La storia di quegli anni in Olivetti dimostrò la possibilità di realizzare un progetto che ponesse come reale motore d’impresa la cultura e l’etica, che ne permettesse l’attualizzazione attraverso la formazione e l’esempio incarnato dalla proprietà e dal management, e che cavalcasse l’innovazione tecnologica e organizzativa favorendo al tempo stesso lo sviluppo completo delle persone. Su queste basi la Olivetti ha prodotto e distribuito utili eccezionali, inventando il concetto di corporate image e un nuovo modo di fare pubblicità, un nuovo design industriale e una nuova architettura industriale e abitativa.

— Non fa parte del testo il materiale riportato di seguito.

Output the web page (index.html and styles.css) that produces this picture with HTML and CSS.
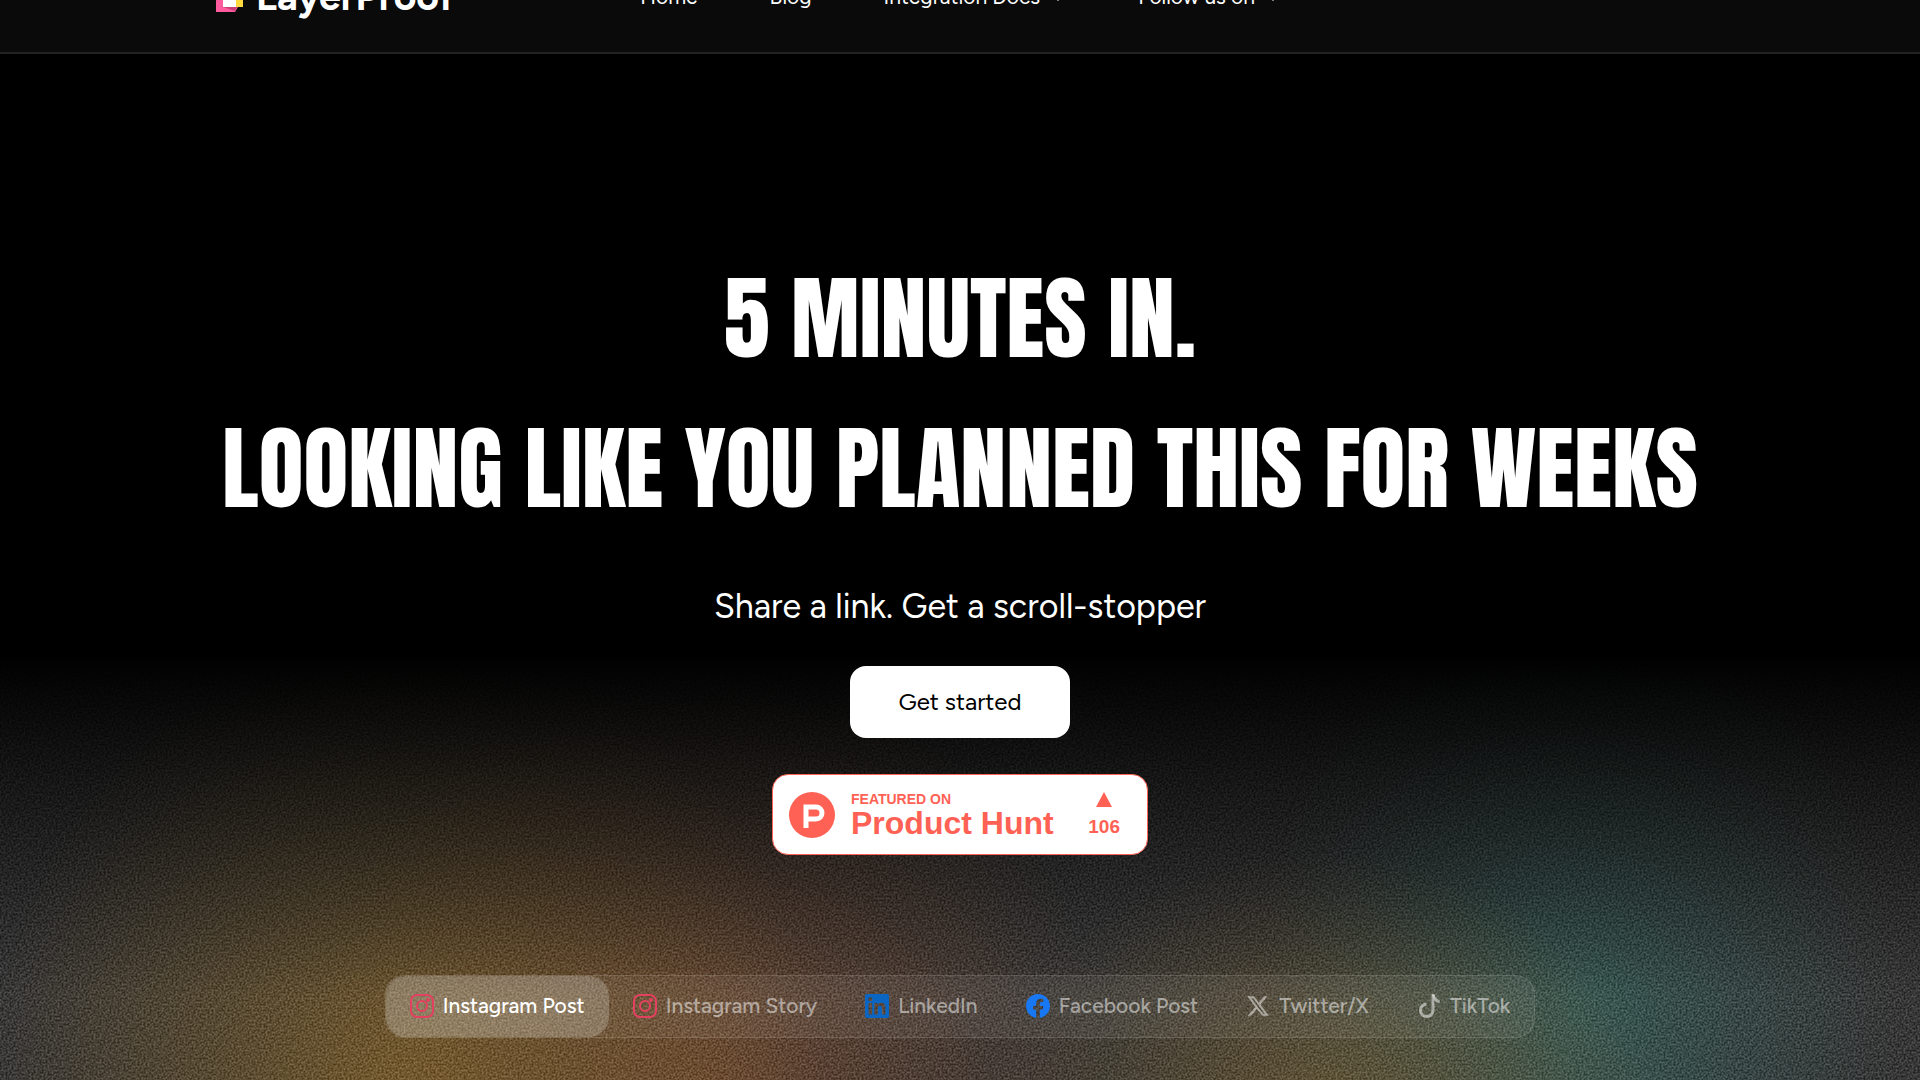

Ma anche prodotti innovativi, il primo personal computer al mondo, un nuovo modello di relazioni sindacali, nuovi organismi di gestione aziendale e tenendo a battesimo la nascente sociologia italiana. Appare quindi di grande attualità la rilettura di quell’esperienza imprenditoriale, etica e responsabile. Tant’è che i suoi principi ispiratori sono stati recentemente riproposti dalla Commissione Europea nel suo Libro Verde, Promuovere un quadro europeo per la responsabilità sociale delle imprese. Se il “fattore umano” è alla base dell’innovazione e della creatività, e se si riconoscono questi elementi come strutturali per competere sui mercati globali, la Olivetti di quegli anni fornisce idee e prassi per affrontare la sfida.